5 Error types in hypothesis testing:

5.1 Type I

Type I error, also known as a “false positive”: the error of rejecting a null hypothesis when it is actually true. In other words, this is the error of accepting an alternative hypothesis (the real hypothesis of interest) when the results can be attributed to chance. Plainly speaking, it occurs when we are observing a difference when in truth there is none (or more specifically - no statistically significant difference). So the probability of making a type I error in a test with rejection region \(R\) is \(P(R | H_0\) is true\()\) .

5.2 Type II

Type II error, also known as a “false negative”: the error of not rejecting a null hypothesis when the alternative hypothesis is the true state of nature. In other words, this is the error of failing to accept an alternative hypothesis when you don’t have adequate power. Plainly speaking, it occurs when we are failing to observe a difference when in truth there is one.
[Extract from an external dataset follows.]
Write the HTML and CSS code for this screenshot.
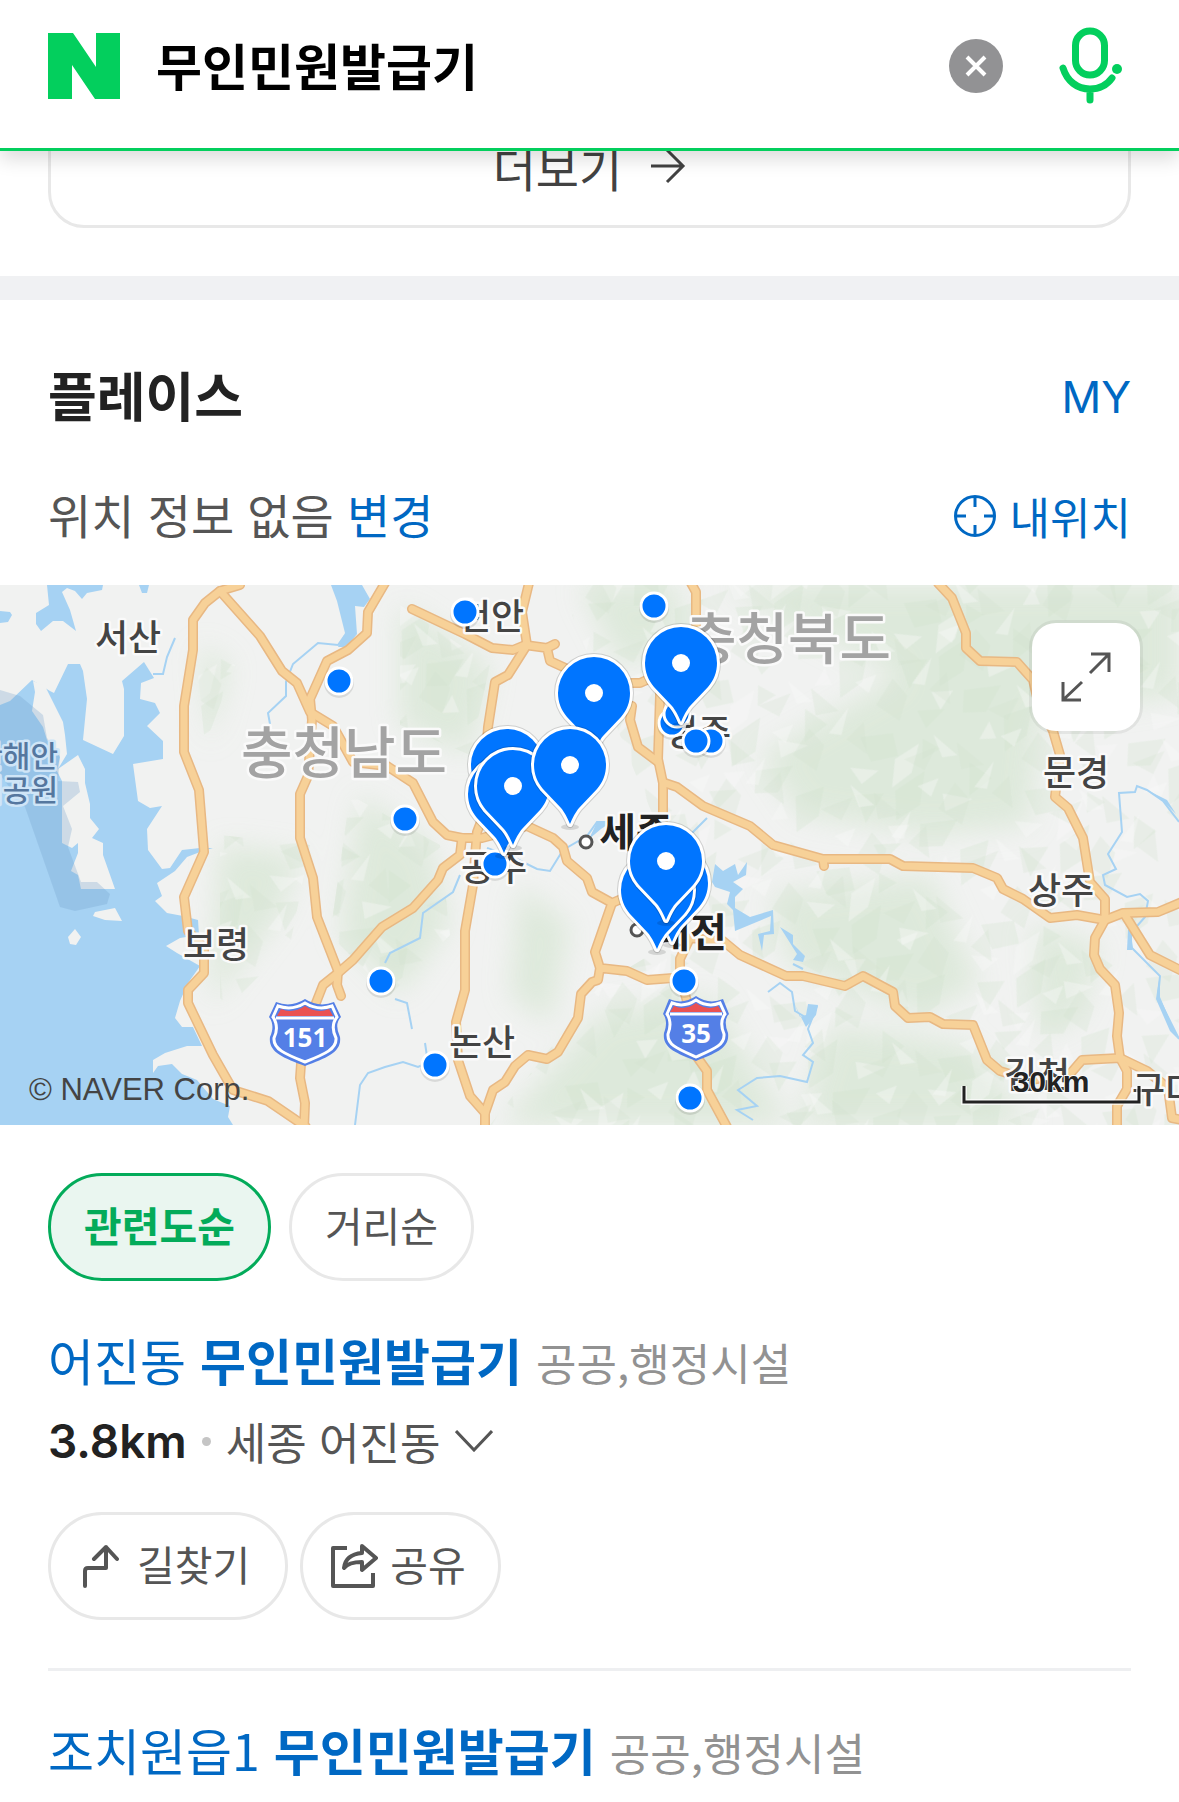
FILE: index.html
```html
<!DOCTYPE html>
<html lang="ko">
<head>
  <meta charset="utf-8">
  <meta name="viewport" content="width=device-width, initial-scale=1.0">
  <title>무인민원발급기 : 네이버 통합검색</title>
  <link rel="stylesheet" href="styles.css">
</head>
<body>

  <header class="search-header">
    <a class="logo" href="#" aria-label="NAVER">
      <svg width="72" height="66" viewBox="0 0 72 66"><path d="M0 0h25l23 34V0h24v66H47L24 32v34H0z" fill="#03cf5d"/></svg>
    </a>
    <form class="search-form" action="#">
      <input class="search-input" type="text" value="무인민원발급기" aria-label="검색어">
      <button class="clear-btn" type="button" aria-label="삭제">
        <svg width="54" height="54" viewBox="0 0 54 54"><circle cx="27" cy="27" r="27" fill="#929294"/><path d="M18 18l18 18M36 18L18 36" stroke="#fff" stroke-width="4"/></svg>
      </button>
      <button class="mic-btn" type="button" aria-label="음성검색">
        <svg width="64" height="78" viewBox="0 0 64 78" fill="none" stroke="#03cf5d" stroke-width="7" stroke-linecap="round">
          <rect x="16.500" y="4" width="29" height="44" rx="14.500"/>
          <path d="M4 41C8 54 18 62 31 62c9 0 17-4 22-11M31 62v11"/>
          <circle cx="58" cy="42" r="5" fill="#03cf5d" stroke="none"/>
        </svg>
      </button>
    </form>
  </header>

  <main>
    <div class="more-wrap">
      <a class="more-link" href="#">더보기
        <svg width="36" height="38" viewBox="0 0 36 38" fill="none" stroke="#424242" stroke-width="3"><path d="M1 19h32M17 3l16 16-16 16"/></svg>
      </a>
    </div>

    <section class="place">
      <div class="place-head">
        <h2>플레이스</h2>
        <a class="my-link" href="#">MY</a>
      </div>
      <div class="location">
        <p>위치 정보 없음 <a href="#">변경</a></p>
        <button class="my-location" type="button">
          <svg width="42" height="42" viewBox="0 0 42 42" fill="none" stroke="#0068c3" stroke-width="3"><circle cx="21" cy="21" r="19.500"/><path d="M21 2v10M21 30v10M2 21h10M30 21h10"/></svg>
          내위치
        </button>
      </div>

      <div class="map">
        <svg class="map-canvas" viewBox="0 0 1179 540" role="img" aria-label="지도">
          <defs>
            <!-- relief texture, two layers repeated over the mountain areas -->
            <pattern id="relief" width="173" height="141" patternUnits="userSpaceOnUse" patternTransform="rotate(18)">
              <path d="M0 20l30-14 12 20-24 14zM50 60l22-28 6 34-18 22zM112 10l26 8-16 24zM14 76l26-10-8 34zM84 84l34-16-6 30-22 8zM60 2l20 4-14 16zM130 96l24-18 4 30-16 22zM46 118l26-10-12 24z" fill="#cbdfc8" opacity=".26"/>
              <path d="M40 30l18-22 2 30-14 20zM0 52l28-6-12 18zM96 48l30-4-22 20zM54 96l20-8-6 22zM118 106l12 14-16 6z" fill="#f7f7f7" opacity=".4"/>
            </pattern>
            <pattern id="relief2" width="97" height="121" patternUnits="userSpaceOnUse" patternTransform="rotate(-31)">
              <path d="M6 10l34 6-22 14zM60 22l12 34-22-8zM10 70l28-14 4 22-20 18zM64 84l24-6-14 30z" fill="#cfe0cc" opacity=".26"/>
              <path d="M44 4l10 30-14-6zM4 40l22 4-16 12zM52 70l30-12-20 20z" fill="#fafafa" opacity=".36"/>
            </pattern>
            <filter id="soft" x="-20%" y="-20%" width="140%" height="140%"><feGaussianBlur stdDeviation="14"/></filter>
            <path id="hills" d="M560 0H1179V540H490L600 400 700 340 640 200zM400 20l90 60-20 90-70-30zM350 210l90 50 10 90-60 60-60-60zM195 60l40 20-30 80zM220 250l90 10-20 100-70 70z"/>
            <path id="pinShape" d="M0 59C-3 52-5 48-9 43L-27 24C-33 17-36 9-36 0a36 36 0 0 1 72 0c0 9-3 17-9 24L9 43C5 48 3 52 0 59z"/>
            <g id="pin">
              <ellipse cx="0" cy="62" rx="9" ry="3" fill="#000" opacity=".12"/>
              <use href="#pinShape" fill="none" stroke="#000" stroke-opacity=".15" stroke-width="8" stroke-linejoin="round"/>
              <use href="#pinShape" fill="#0075ff" stroke="#fff" stroke-width="6" stroke-linejoin="round"/>
              <use href="#pinShape" fill="#0075ff"/>
              <circle r="9" fill="#fff"/>
            </g>
            <g id="spot">
              <circle cy="2" r="15" fill="#000" opacity=".1"/>
              <circle r="13" fill="#0075ff" stroke="#fff" stroke-width="3"/>
            </g>
            <g id="roads">
              <path d="M240 0L220 6 205 18 193 35V65L184 121V167L199 205 204 267 184 312 188 346 204 363V388L188 405V418L213 470 233 505 268 516 306 542"/>
              <path d="M220 6L260 51 282 86 297 98 310 127 333 141 353 177 387 181 413 198 433 237 447 250 462 253H482L527 241 553 253 563 262 567 276 587 293 592 307 612 318 626 312"/>
              <path d="M385-2L368 27 367 48 348 65 327 76 310 114 312 135 308 191 300 209V253L313 293 317 332 338 386 337 400 341 411"/>
              <path d="M462 253L460 270 443 283 438 295 413 323 382 342 353 375 338 388 323 400 303 451 300 493 305 518 304 542"/>
              <path d="M529-2L522 27 527 60 508 90 495 97 488 142 482 234 477 247 475 272 473 300 465 346V405L456 437 458 475 470 511 485 528V542"/>
              <path d="M412 24L465 49 492 63 513 65 525 60 547 63 555 59M547 63L550 76 572 86M632 98H640L658 90M632 121L630 135 638 162 658 177"/>
              <path d="M691-2L696 7V40M661 80L658 174 663 198V240"/>
              <path d="M665 198L677 202 703 221 750 241 773 260 823 274H890L903 281 973 283 997 293 1003 304 1023 314 1050 333 1077 330 1105 335 1123 328 1158 327 1182 317M823 274L824 281"/>
              <path d="M612 318L595 367 600 383 627 386 647 395 673 393M600 383L598 395 592 397 581 409 578 433 558 467 547 474 528 470 515 481 505 497 493 505 485 528"/>
              <path d="M688 420L680 391V374L690 353 723 356 740 370 786 391H803L845 401 863 391 893 407 895 421 908 433 930 432 943 439 973 440 987 475 1000 486 1030 495 1070 489 1082 475 1120 473 1147 486 1168 503 1172 533 1182 535"/>
              <path d="M697 472L707 486V505L727 542"/>
              <path d="M938-2L952 13 966 48V63L980 76 1017 77 1033 95 1038 116 1053 146 1060 170 1055 212 1068 223 1083 253 1090 297 1105 314V335L1095 353 1094 370 1100 384 1115 400 1119 428 1117 451 1120 473 1127 486V504L1117 521V542M1125 330L1150 370 1182 386"/>
            </g>
          </defs>

          <rect width="1179" height="540" fill="#f1f2f1"/>
          <g fill="#d9e7d6" filter="url(#soft)" opacity=".8">
            <path d="M720 0H1179V110L1040 130 1030 240 930 250 800 230 760 170 900 90z"/>
            <path d="M580 0h100v60l-60 20zM400 20l90 60-20 90-70-30zM360 210l70 50 20 80-50 70-60-60zM520 300l50 40-20 100-40-30z"/>
            <path d="M200 60l30 20-20 80zM220 260l80 10-20 60-70 90zM600 430l110-20 80 130H500zM770 310l160-20 50 110-60 30-130-50z"/>
            <path d="M830 440l140 20 60 80H800zM1030 340l70 20-20 70-40 20z"/>
          </g>
          <use href="#hills" fill="url(#relief)"/>
          <use href="#hills" fill="url(#relief2)"/>

          <!-- sea -->
          <g fill="#a6d2f3">
            <path d="M0 120L10 116 32 95 50 106 54 108 68 79H80L83 86 87 114 83 155 113 169 124 151V104L122 96 144 77 154 93 141 98 140 114 155 118 160 128 147 141 163 156V174L133 179 138 216 150 223 162 221 147 244 148 265 162 284 170 283 182 265 200 263H213L200 267 187 272 175 286 157 298 162 311 155 316 167 328 183 331 198 335 199 350 180 353 166 361 177 368 200 381 188 398 180 416 175 433 182 442H193L202 461H187L165 468 153 475V488L158 481 172 479 182 489 197 495 213 514 230 521 228 532 233 540H0z"/>
            <path d="M47 0L49 20 36 28V39L41 46 53 36H63L76 46 70 25 62 7 67 3 75 6 82 14 87 8 102 5 103 0zM0 26L10 27 12 30 8 37 0 38zM139 0L142 8H147L149 0zM331 0L337 16 345 48 338 62H347L357 49 355 21 364 22 370 14 362 0z"/>
            <path d="M712 297L715 279 723 286 735 279 738 290 747 277 746 290 733 297 743 304 735 312V323L750 332 773 325 774 349 764 350 762 366 758 349 770 346 771 331 735 346 733 325 727 319 730 307 715 302zM780 342L793 350V359L805 371 803 377 793 375 797 369zM795 420L800 432 806 430 808 419 818 420 816 430 806 442z"/>
          </g>
          <g fill="none" stroke="#a6d2f3" stroke-width="2">
            <path d="M1179 237L1163 216 1147 205 1137 201 1135 207 1119 208 1122 247 1108 269 1116 284 1103 290 1105 300 1127 312 1140 309 1148 316 1145 332 1130 349 1132 363 1160 391 1158 412 1179 454"/>
            <path d="M610 237H597L587 251 563 265 550 286 537 284 517 274 487 263M460 290L453 307 423 328 420 353 390 368 385 378M707 233L692 248"/>
            <path d="M768 407L780 398 792 407 795 426 807 433 817 421 808 444 813 458 803 470 813 477 807 497 780 491 757 493 738 505 757 521 737 525 753 535M793 379L803 384"/>
            <path d="M427 478L418 482 403 477 385 482 368 488 360 500 355 540M428 478L425 458M395 414L407 418 412 444"/>
            <path d="M345 50L338 60 318 58 293 79 286 97V111L268 128 270 139M175 53L167 72 163 89H153"/>
          </g>
          <path d="M597 237l16-1-12 8-12 10M1158 400l2-10 0 22 18 42-8-8-14-32zM1128 345h4v20h-5zM1147 205l20 10 9 14-12-12z" fill="#a6d2f3"/>
          <path d="M33 96L45 101 63 137 65 150 67 169 58 184 78 170 85 184V198L90 219V233L99 244 92 253 103 258V270L115 304H81L78 290 71 286 78 268V258L72 263 62 258V196L57 186 60 172 47 155 43 142 32 126 35 107zM95 327L115 323 122 336 105 335 93 331zM68 352L75 344 81 352 76 360 70 359z" fill="#f1f2f1"/>
          <path d="M0 105L20 111 43 130 47 153 60 170 58 196 78 197 80 207 63 221 72 244 68 262 81 297H97L110 309 107 319 75 326 60 322 25 222 0 190z" fill="#6e9fca" opacity=".28"/>

          <g fill="none" stroke-linecap="round" stroke-linejoin="round">
            <use href="#roads" stroke="#e8b883" stroke-width="10"/>
            <use href="#roads" stroke="#f7d198" stroke-width="7"/>
          </g>

          <g class="city">
            <text x="128" y="66">서산</text>
            <text x="491" y="45">천안</text>
            <text x="698" y="161">청주</text>
            <text x="494" y="296">공주</text>
            <text x="482" y="471">논산</text>
            <text x="216" y="373">보령</text>
            <text x="1076" y="201">문경</text>
            <text x="1061" y="319">상주</text>
            <text x="1037" y="503">김천</text>
            <text x="1165" y="518">구미</text>
          </g>
          <g class="metro">
            <text x="636" y="262">세종</text>
            <text x="690" y="362">대전</text>
          </g>
          <g fill="#fff" stroke="#555" stroke-width="3"><circle cx="586" cy="257" r="6"/><circle cx="637" cy="345" r="6"/></g>
          <g class="province">
            <text x="344" y="188">충청남도</text>
            <text x="788" y="74">충청북도</text>
          </g>
          <g class="park">
            <text x="58" y="182">태안해안</text>
            <text x="58" y="216">국립공원</text>
          </g>

          <!-- expressway shields -->
          <g transform="translate(305 447)">
            <path d="M-29-30Q-14-24 0-33 14-24 29-30L36-15Q29-8 35 5C37 20 22 26 0 34-22 26-37 20-35 5-29-8-36-15-36-15z" fill="#547fe6"/>
            <path d="M-27-26Q-13-21 0-29 13-21 27-26L32-15Q25-6 31 6C32 17 20 22 0 30-20 22-32 17-31 6-25-6-32-15-32-15z" fill="#547fe6" stroke="#fff" stroke-width="3"/>
            <path d="M-24-23Q-12-18 0-26 12-18 24-23L28-16H-28z" fill="#ea5252"/>
            <path d="M-29-14H29" stroke="#fff" stroke-width="3"/>
            <text class="shield-no" y="15">151</text>
          </g>
          <g transform="translate(696 443)">
            <path d="M-27-29Q-13-23 0-32 13-23 27-29L33-14Q27-8 32 5C34 20 20 25 0 33-20 25-34 20-32 5-27-8-33-14-33-14z" fill="#547fe6"/>
            <path d="M-24-25Q-12-20 0-28 12-20 24-25L29-14Q23-6 28 6C29 17 18 21 0 29-18 21-29 17-28 6-23-6-29-14-29-14z" fill="#547fe6" stroke="#fff" stroke-width="3"/>
            <path d="M-22-22Q-11-17 0-25 11-17 22-22L26-16H-26z" fill="#ea5252"/>
            <path d="M-26-14H26" stroke="#fff" stroke-width="3"/>
            <text class="shield-no" y="15">35</text>
          </g>

          <use href="#spot" x="339" y="96"/>
          <use href="#spot" x="405" y="234"/>
          <use href="#spot" x="381" y="396"/>
          <use href="#spot" x="465" y="27"/>
          <use href="#spot" x="654" y="21"/>
          <use href="#spot" x="495" y="279"/>
          <use href="#spot" x="672" y="138"/>
          <use href="#spot" x="677" y="129"/>
          <use href="#spot" x="711" y="156"/>
          <use href="#spot" x="696" y="156"/>
          <use href="#spot" x="684" y="396"/>
          <use href="#spot" x="435" y="480"/>
          <use href="#spot" x="690" y="513"/>
          <use href="#pin" x="681" y="78"/>
          <use href="#pin" x="594" y="108"/>
          <use href="#pin" x="507" y="180"/>
          <use href="#pin" x="504" y="209"/>
          <use href="#pin" x="513" y="201"/>
          <use href="#pin" x="570" y="180"/>
          <use href="#pin" x="672" y="298"/>
          <use href="#pin" x="657" y="305"/>
          <use href="#pin" x="666" y="276"/>

          <path d="M964 501v16h175v-16" fill="none" stroke="#fff" stroke-opacity=".7" stroke-width="6"/>
          <path d="M964 501v16h175v-16" fill="none" stroke="#222" stroke-width="3"/>
          <text class="scale" x="1051" y="507">30km</text>
          <text class="copyright" x="29" y="515">© NAVER Corp.</text>
        </svg>
        <button class="expand-btn" type="button" aria-label="지도 확대">
          <svg width="108" height="108" viewBox="0 0 108 108" fill="none" stroke="#555" stroke-width="3"><path d="M59 31h18v18M77 31L58 50M31 59v18h18M31 77l19-18"/></svg>
        </button>
      </div>

      <div class="sort">
        <button class="chip chip-on" type="button"><span>관련도순</span></button>
        <button class="chip" type="button"><span>거리순</span></button>
      </div>

      <ul class="place-list">
        <li class="item">
          <h3><a href="#">어진동 <b>무인민원발급기</b></a> <span class="category">공공,행정시설</span></h3>
          <div class="info">
            <strong>3.8km</strong>
            <i class="bullet"></i>
            <button class="address" type="button">세종 어진동
              <svg width="38" height="22" viewBox="0 0 38 22" fill="none" stroke="#555" stroke-width="3"><path d="M1 1l18 19L37 1"/></svg>
            </button>
          </div>
          <div class="actions">
            <a class="chip action" href="#">
              <svg width="38" height="46" viewBox="0 0 38 46" fill="none" stroke="#555" stroke-width="4" stroke-linecap="round" stroke-linejoin="round"><path d="M4 43V28q0-3 3-3h18V4M13 16L25 4l11 12"/></svg>
              <span>길찾기</span>
            </a>
            <button class="chip action share" type="button">
              <svg width="48" height="48" viewBox="0 0 48 48" fill="none" stroke="#555" stroke-width="4" stroke-linejoin="round"><path d="M17 6H3v38h40V31"/><path d="M32 4l14 12-14 12v-8c-10 0-15 2-18 6 1-9 7-14 18-15z"/></svg>
              <span>공유</span>
            </button>
          </div>
        </li>
        <li class="item">
          <h3><a href="#">조치원읍1 <b>무인민원발급기</b></a> <span class="category">공공,행정시설</span></h3>
        </li>
      </ul>
    </section>
  </main>

</body>
</html>
```
FILE: styles.css
```css
* {
  box-sizing: border-box;
}

body {
  margin: 0;
  background-color: #fff;
  color: #222;
  font-family: "Noto Sans CJK KR", "Noto Sans", sans-serif;
}

a {
  color: #0068c3;
  text-decoration: none;
}

button, input {
  margin: 0;
  padding: 0;
  border: none;
  background: none;
  color: inherit;
  font-family: inherit;
}

svg {
  display: block;
  flex-shrink: 0;
}

/* header */
.search-header {
  position: fixed;
  top: 0;
  left: 0;
  right: 0;
  z-index: 10;
  display: flex;
  align-items: center;
  gap: 36px;
  padding: 18px 56px 34px 48px;
  border-bottom: 3px solid #03cf5d;
  background-color: #fff;
  box-shadow: 0 8px 18px rgba(0, 0, 0, 0.14);
}

.search-form {
  flex: 1;
  display: flex;
  align-items: center;
  min-width: 0;
}

.search-input {
  flex: 1;
  min-width: 0;
  height: 96px;
  padding-bottom: 4px;
  outline: none;
  color: #000;
  font-size: 50px;
  font-weight: 700;
}

.clear-btn {
  margin-right: 56px;
}

/* more button under the header */
main {
  padding-top: 108px;
}

.more-wrap {
  padding: 0 48px 48px;
  border-bottom: 24px solid #f0f1f3;
}

.more-link {
  display: flex;
  align-items: center;
  justify-content: center;
  gap: 28px;
  height: 120px;
  padding-bottom: 4px;
  border: 3px solid #e8e8e8;
  border-radius: 36px;
  color: #424242;
  font-size: 47px;
}

/* place */
.place-head,
.location {
  display: flex;
  align-items: center;
  justify-content: space-between;
  padding: 0 48px;
}

.place-head {
  padding-top: 58px;
}

.place-head h2 {
  margin: 0;
  font-size: 53px;
  line-height: 72px;
}

.my-link {
  padding-top: 6px;
  font-family: "Inter", sans-serif;
  font-size: 44px;
}

.location {
  padding-top: 54px;
  padding-bottom: 41px;
  color: #555;
  font-size: 47px;
  line-height: 60px;
}

.location p {
  margin: 0;
}

.my-location {
  display: flex;
  align-items: center;
  gap: 14px;
  padding-top: 4px;
  color: #0068c3;
  font-size: 44px;
  line-height: 56px;
}

/* map */
.map {
  position: relative;
}

.map-canvas {
  width: 100%;
  height: auto;
}

.map-canvas text {
  text-anchor: middle;
  paint-order: stroke;
  stroke: #fafafa;
  stroke-width: 5px;
  stroke-linejoin: round;
}

.city {
  fill: #444;
  font-size: 36px;
  font-weight: 500;
}

.metro {
  fill: #222;
  font-size: 40px;
  font-weight: 700;
}

.province {
  fill: #a3a3a3;
  font-size: 56px;
  font-weight: 500;
}

.map-canvas .park text {
  fill: #55779f;
  font-size: 30px;
  font-weight: 500;
  text-anchor: end;
  stroke: #cfe5f7;
}

.map-canvas .shield-no {
  fill: #fff;
  font-family: "Noto Sans", sans-serif;
  font-size: 26px;
  font-weight: 700;
  stroke: none;
}

.map-canvas .scale {
  fill: #222;
  font-family: "Liberation Sans", sans-serif;
  font-size: 30px;
  font-weight: 700;
  stroke-width: 2px;
}

.map-canvas .copyright {
  fill: #444;
  font-family: "Liberation Sans", sans-serif;
  font-size: 31px;
  text-anchor: start;
  stroke: none;
}

.expand-btn {
  position: absolute;
  top: 38px;
  right: 39px;
  border-radius: 24px;
  background-color: #fff;
  box-shadow: 0 0 0 3px rgba(0, 0, 0, 0.06);
}

/* chips */
.sort {
  display: flex;
  gap: 18px;
  padding: 48px 48px 0;
}

.chip {
  display: flex;
  align-items: center;
  height: 108px;
  padding: 0 33px;
  border: 3px solid #e8e8e8;
  border-radius: 54px;
  color: #555;
  font-size: 41px;
}

.chip span {
  padding-bottom: 6px;
}

.chip-on {
  border-color: #03ab5a;
  background-color: #eaf6f0;
  color: #03ab5a;
  font-weight: 700;
}

/* list */
.place-list {
  margin: 0;
  padding: 0 48px;
  list-style: none;
}

.item {
  padding: 44px 0 48px;
}

.item + .item {
  padding-bottom: 16px;
  border-top: 3px solid #eeeff1;
}

.item h3 {
  margin: 0;
  font-size: 50px;
  font-weight: 400;
  line-height: 68px;
}

.category {
  color: #929292;
  font-size: 44px;
  line-height: 60px;
}

.info {
  display: flex;
  align-items: center;
  gap: 15px;
  margin-top: 18px;
  font-size: 46px;
  line-height: 60px;
}

.info strong {
  font-family: "Inter", sans-serif;
  font-weight: 600;
}

.bullet {
  width: 9px;
  height: 9px;
  border-radius: 50%;
  background-color: #c5c5c5;
}

.address {
  display: flex;
  align-items: center;
  gap: 14px;
  color: #555;
  font-size: 44px;
  line-height: 60px;
}

.actions {
  display: flex;
  gap: 12px;
  margin-top: 41px;
}

.action {
  gap: 18px;
  padding: 0 35px 0 30px;
}

.share {
  gap: 12px;
  padding-right: 32px;
  padding-left: 27px;
}
```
So the probability of making a type II error in a test with rejection region \(R\) is \(1 − P(R | H_A\) is true \()\).The power of the test can be \(P(R|H_A\) is true \()\).

6 Confidence intervals:

A Confidence Interval refers to the amount of uncertainty associated with a sample population estimate (the mean or proportion) of a true population.

The confidence interval is the sample mean or proportion plus or minus the margin of error, the value used to calculate the upper limit and lower limit of the sample statistic.

Before calculating the Confidence Interval from a sample mean or proportion, choose either a 90%, 95%, or 99% confidence level. This is the amount of uncertainty in the sampling method. Meaning each time the same sampling method is used, the true population value would be represented in 95% of all the sample estimated confidence intervals. That also means that 5% would not contain the true population score.

7 Bootstrapping:

The bootstrap is a statistical procedure for estimating the sampling distribution of a statistic by resampling the sample data. In taking a sample from a population, we must make sure that the sample is representative of the population.